2.     What is a nation state and how is it being threatened?

The nation-state, which has kept evolving, is a territorial concept defined by a geographical border; inside that physical territory you’ll find a political system, an environmental system, and an economic system. What is happening now is that two big forces will yank the economic system and the environmental system increasingly outside national borders. The new world economy force, for one, is creating an economic system that straddles these borders. Similarly, the demographic force will yank the environmental system increasingly outside the border. As this happens, the political system, delinked from the other two systems, ends up weakened (Rischard).

3.     How is civil society gaining legitimacy over government agencies? Give an example of a NGO (Non-Government Agency) whose goals and services you think are beneficial to solving global problems.

Civil society, nongovernmental organizations (NGOs), advocacy groups, unions, religious organizations has become a powerful force. The number of known international NGOs went from 6,000 in 1990 to 26,000 in 2000. Beyond sheer numbers, civil society has also become more powerful through its increasingly deft use of new technologies. Thousands of web sites, instant news services, and alert systems have sprung up and are being used to form powerful coalitions of NGOs and other civil society groups. It is also in part thanks to these new technologies that an ever-growing fringe of civil society has even turned itself into vigorous global protest alliance. A pillar of that alliance has been the electronic network of activists centered around Berkley, Portland, and Seattle, but there are many others, as well as networks of networks. From Seattle to Genoa, these critics have united in large protest coalitions, largely glued together through Internet-based coordination. But the increasing voice and importance of civil society has other causes than sheer numbers, a clever use of technology, and the ability to coalesce into protest alliances, and the public at large sense it. This is why civil society is on its way up in people’s minds: surveys in the United States and Europe show the public at large trusting civil society far more than government, business, or even the media. This builds a raw but genuine form of legitimacy (Rischard).

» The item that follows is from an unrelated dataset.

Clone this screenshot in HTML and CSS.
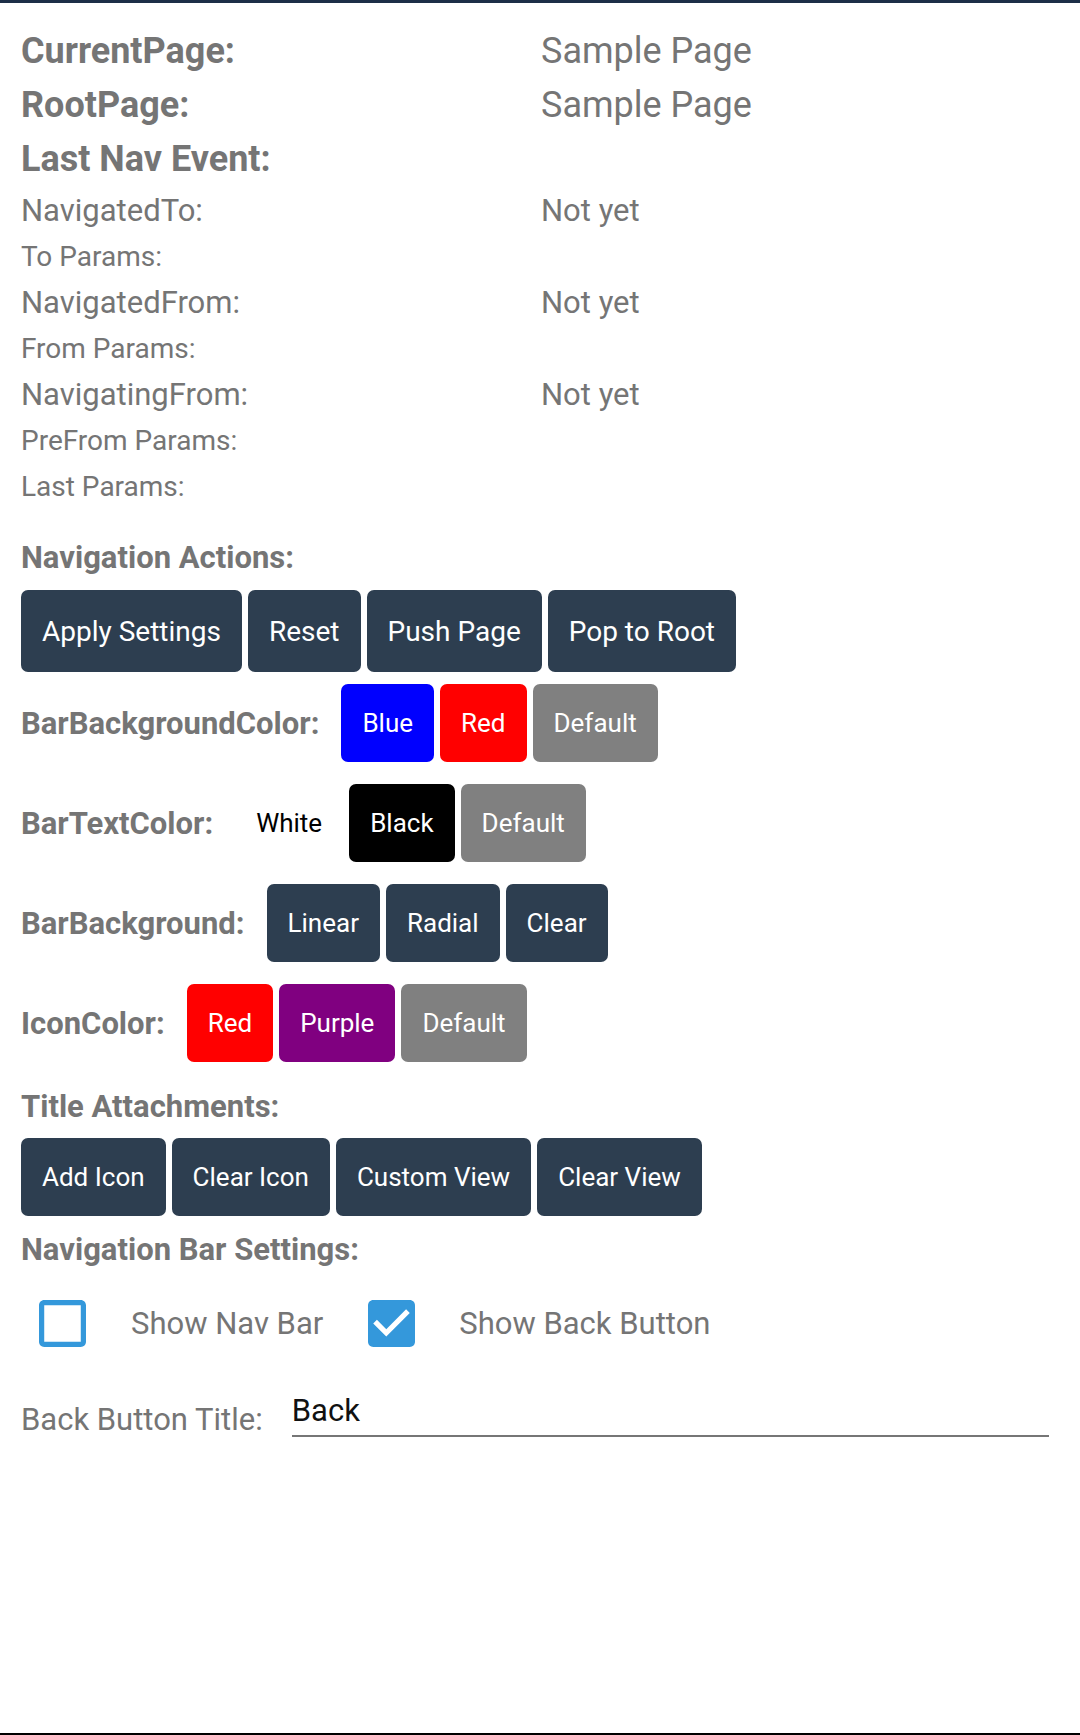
FILE: index.html
```html
<!DOCTYPE html>
<html lang="en">
<head>
<meta charset="utf-8">
<title>Navigation Page Sample</title>
<link rel="stylesheet" href="styles.css">
</head>
<body>
<main class="page">
  <section class="info">
    <div class="k big">CurrentPage:</div><div class="v big">Sample Page</div>
    <div class="k big">RootPage:</div><div class="v big">Sample Page</div>
    <div class="k big last">Last Nav Event:</div><div class="v big last"></div>
    <div class="k mid">NavigatedTo:</div><div class="v mid">Not yet</div>
    <div class="k sm">To Params:</div><div class="v sm"></div>
    <div class="k mid">NavigatedFrom:</div><div class="v mid">Not yet</div>
    <div class="k sm">From Params:</div><div class="v sm"></div>
    <div class="k mid">NavigatingFrom:</div><div class="v mid">Not yet</div>
    <div class="k sm">PreFrom Params:</div><div class="v sm"></div>
    <div class="k sm">Last Params:</div><div class="v sm"></div>
  </section>

  <h2 class="heading nav-actions">Navigation Actions:</h2>
  <div class="btns actions">
    <button class="btn lg">Apply Settings</button>
    <button class="btn lg">Reset</button>
    <button class="btn lg">Push Page</button>
    <button class="btn lg">Pop to Root</button>
  </div>

  <div class="crow first">
    <span class="clabel">BarBackgroundColor:</span>
    <button class="btn md blue">Blue</button>
    <button class="btn md red">Red</button>
    <button class="btn md gray">Default</button>
  </div>
  <div class="crow">
    <span class="clabel">BarTextColor:</span>
    <button class="btn md white">White</button>
    <button class="btn md black">Black</button>
    <button class="btn md gray">Default</button>
  </div>
  <div class="crow">
    <span class="clabel">BarBackground:</span>
    <button class="btn md">Linear</button>
    <button class="btn md">Radial</button>
    <button class="btn md">Clear</button>
  </div>
  <div class="crow">
    <span class="clabel">IconColor:</span>
    <button class="btn md red">Red</button>
    <button class="btn md purple">Purple</button>
    <button class="btn md gray">Default</button>
  </div>

  <h2 class="heading title-att">Title Attachments:</h2>
  <div class="btns attach">
    <button class="btn md">Add Icon</button>
    <button class="btn md">Clear Icon</button>
    <button class="btn md">Custom View</button>
    <button class="btn md">Clear View</button>
  </div>

  <h2 class="heading bar-settings">Navigation Bar Settings:</h2>
  <div class="checks">
    <svg class="cb cb-first" viewBox="3 3 18 18" aria-hidden="true">
      <path fill="#3498db" d="M19 5v14H5V5h14m0-2H5c-1.1 0-2 .9-2 2v14c0 1.1.9 2 2 2h14c1.1 0 2-.9 2-2V5c0-1.1-.9-2-2-2z"/>
    </svg>
    <span class="cb-label first-label">Show Nav Bar</span>
    <svg class="cb cb-second" viewBox="3 3 18 18" aria-hidden="true">
      <path fill="#3498db" d="M19 3H5c-1.11 0-2 .9-2 2v14c0 1.1.89 2 2 2h14c1.11 0 2-.9 2-2V5c0-1.1-.89-2-2-2z"/>
      <path fill="#ffffff" d="M10 17l-5-5 1.41-1.41L10 14.17l7.59-7.59L19 8l-9 9z"/>
    </svg>
    <span class="cb-label second-label">Show Back Button</span>
  </div>

  <div class="entry-row">
    <span class="entry-label">Back Button Title:</span>
    <div class="entry">Back</div>
  </div>
</main>
</body>
</html>
```

FILE: styles.css
```css
* {
  box-sizing: border-box;
}

html, body {
  margin: 0;
  padding: 0;
  background: #ffffff;
}

body {
  font-family: Roboto, "Noto Sans", "Liberation Sans", sans-serif;
  color: #757575;
  height: 1735px;
  border-top: 3px solid #1d2f47;
  border-bottom: 2px solid #000000;
  overflow: hidden;
}

.page {
  padding: 21px 20px 0 21px;
}

/* info grid */
.info {
  display: grid;
  grid-template-columns: 520px 1fr;
}

.k, .v {
  white-space: nowrap;
}

.big {
  font-size: 36px;
  height: 54px;
  line-height: 54px;
}

.k.big {
  font-weight: 700;
}

.big.last {
  height: 56px;
}

.mid {
  font-size: 31px;
  height: 46px;
  line-height: 46px;
}

.sm {
  font-size: 28px;
  height: 46px;
  line-height: 46px;
}

/* headings */
.heading {
  margin: 0;
  font-size: 31px;
  font-weight: 700;
  height: 46px;
  line-height: 46px;
  color: #757575;
}

.nav-actions {
  margin-top: 25px;
}

.title-att {
  margin-top: 22px;
}

.bar-settings {
  margin-top: 11px;
}

/* buttons */
.btns {
  display: flex;
  gap: 6px;
}

.actions {
  margin-top: 9px;
}

.attach {
  margin-top: 8px;
}

.btn {
  border: none;
  margin: 0;
  font-family: Roboto, "Noto Sans", "Liberation Sans", sans-serif;
  background: #2d3e50;
  color: #ffffff;
  border-radius: 7px;
  padding: 0 21px;
  display: flex;
  align-items: center;
  justify-content: center;
  white-space: nowrap;
}

.btn.lg {
  height: 82px;
  font-size: 28px;
}

.btn.md {
  height: 78px;
  font-size: 26px;
}

.btn.blue { background: #0000ff; }
.btn.red { background: #ff0000; }
.btn.gray { background: #808080; }
.btn.black { background: #000000; }
.btn.purple { background: #800080; }
.btn.white { background: #ffffff; color: #000000; }

/* colour rows */
.crow {
  display: flex;
  align-items: center;
  gap: 6px;
  height: 78px;
  margin-top: 22px;
}

.crow.first {
  margin-top: 12px;
}

.clabel {
  font-size: 31px;
  font-weight: 700;
  margin-right: 16px;
  white-space: nowrap;
}

/* checkboxes */
.checks {
  display: flex;
  align-items: center;
  height: 47px;
  margin-top: 27px;
}

.cb {
  width: 47px;
  height: 47px;
  flex: none;
}

.cb-first {
  margin-left: 18px;
}

.cb-second {
  margin-left: 45px;
}

.cb-label {
  font-size: 31px;
  white-space: nowrap;
}

.first-label {
  margin-left: 45px;
}

.second-label {
  margin-left: 44px;
}

/* entry */
.entry-row {
  display: flex;
  align-items: flex-start;
  margin-top: 44px;
}

.entry-label {
  font-size: 31px;
  line-height: 58px;
  white-space: nowrap;
}

.entry {
  flex: 1;
  margin-left: 29px;
  margin-right: 11px;
  font-size: 31px;
  line-height: 40px;
  height: 46px;
  padding-bottom: 4px;
  color: #111111;
  border-bottom: 2px solid #767676;
}
```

4.     How can business be a helpful global enforcer?

It is hard to see how the complex problems of the next twenty years can be solved without the active engagement of business. Large corporations have a huge advantage over governments, the advantage of being global. While nation-states struggle to maintain their territorial concept of sovereignty, large multinationals are spreading their operations across many countries. Businesses possess an advantage in knowledge and sheer means. Business will clearly be called on to contribute to their solutions with breakthroughs in renewable energy, desalination, new vaccines and drugs, safer banking, and more sustainable forestry. Big business can even become a helpful global enforcer.  Business, particularly large multinational companies, do a better job than many governments of looking beyond the next few years. Over the last two decades, it has been fascinating to watch quite a few large companies move through four stages of increasing “corporate responsibility.” First, some had small charity departments, creating larger corporate responsibility departments. Next, some became agents of development of their own. Now some are seriously interested in participating with government and civil society in urgent problem-solving, going far beyond their won fields; not for commercial reasons, but because they are beginning to seriously wonder what state the world will be in ten or fifteen years from now. What has happened is that businesses have begun to complement the effort of beleaguered public sectors (Rischard).

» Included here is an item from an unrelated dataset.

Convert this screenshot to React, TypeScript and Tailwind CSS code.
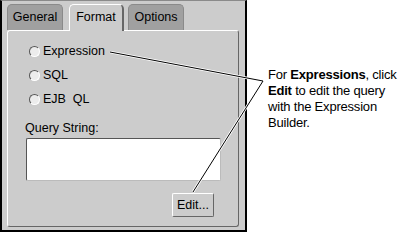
export default function App() {
  const font = { fontFamily: '"Liberation Sans", Arial, sans-serif' };

  return (
    <div className="relative flex w-[398px] h-[232px] bg-white text-black" style={font}>
      {/* dialog window */}
      <div className="w-[247px] h-[232px] shrink-0 bg-[#cccccc] border-l-2 border-r-2 border-b-2 border-black border-t border-t-[#8a8a8a] pt-[3px]">
        <div className="relative z-10 flex items-end h-[27px] pl-[5px] -mb-px text-[12.5px]">
          <div className="w-[56px] h-[26px] mb-px flex items-center justify-center bg-[#a0a0a0] border border-[#8a8a8a] border-b-0 rounded-t-[5px]">
            General
          </div>
          <div className="ml-[6px] w-[55px] h-[27px] flex items-center justify-center bg-[#cccccc] border-l border-t border-white border-r-2 border-r-[#666666] rounded-t-[5px] pb-px">
            Format
          </div>
          <div className="ml-[4px] w-[56px] h-[26px] mb-px flex items-center justify-center bg-[#a0a0a0] border border-[#8a8a8a] border-b-0 rounded-t-[5px]">
            Options
          </div>
        </div>

        <div className="ml-[5px] w-[232px] h-[197px] border border-t-white border-l-white border-r-[#666666] border-b-[#666666] rounded-[3px] text-[12.5px]">
          <div className="pt-[8px] pl-[21px] flex flex-col">
            {["Expression", "SQL", "EJB\u00a0 QL"].map((label) => (
              <div key={label} className="h-[24px] flex items-center gap-[3px]">
                <span className="w-[11px] h-[11px] rounded-full bg-[#ececec] border-[1.5px] border-t-[#555555] border-l-[#555555] border-r-white border-b-white" />
                <span>{label}</span>
              </div>
            ))}
          </div>
          <div className="mt-[10px] ml-[17px] h-[15px] leading-[15px]">Query String:</div>
          <div className="mt-[2px] ml-[18px] w-[195px] h-[43px] bg-white border border-t-[#555555] border-l-[#555555] border-r-[#bbbbbb] border-b-[#bbbbbb] rounded-[2px]" />
          <div className="mt-[12px] ml-[164px] w-[42px] h-[24px] flex items-center justify-center bg-[#cccccc] border border-t-white border-l-white border-r-[#666666] border-b-[#666666] rounded-[2px]">
            Edit...
          </div>
        </div>
      </div>

      {/* callout text */}
      <div className="pt-[67px] pl-[21px] text-[13px] leading-[16px] whitespace-nowrap tracking-[-0.2px]">
        For <b>Expressions</b>, click
        <br />
        <b>Edit</b> to edit the query
        <br />
        with the Expression
        <br />
        Builder.
      </div>

      {/* leader lines */}
      <svg className="absolute inset-0 pointer-events-none" width="398" height="232" viewBox="0 0 398 232">
        <polyline points="110,52 263,81 193,192" fill="none" stroke="white" strokeWidth="2.5" />
        <polyline points="110,52 263,81 193,192" fill="none" stroke="black" strokeWidth="1" />
      </svg>
    </div>
  );
}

5.     What can too much economic and social change lead to?

It can lead to a powerful backlash, brought about by a mixture of rising global inequalities and political instability, demonstrating more vividly that when too many people are left behind by economic change, and governance responses also fall behind, reaction and backlash ensue (Rischard).

6.     What Global Issue concerns you the most? Why?

The drugs that seem to encompass our nations youth, when I was young drugs were everywhere where I lived. I lived in a pretty urban area so I figured that it was somewhat of a cleashay, but when I traveled around and visited family in a more rural area I was shocked to find that they had a drug problem as bad if not worse than the problems that surrounded where I was from.

1 comment:

  1. People are always surprised to learn that drug addiction is a problem in rural area's too. I think Southern West Virginia and parts of Kentucky have the highest rates of drug addiction in the country.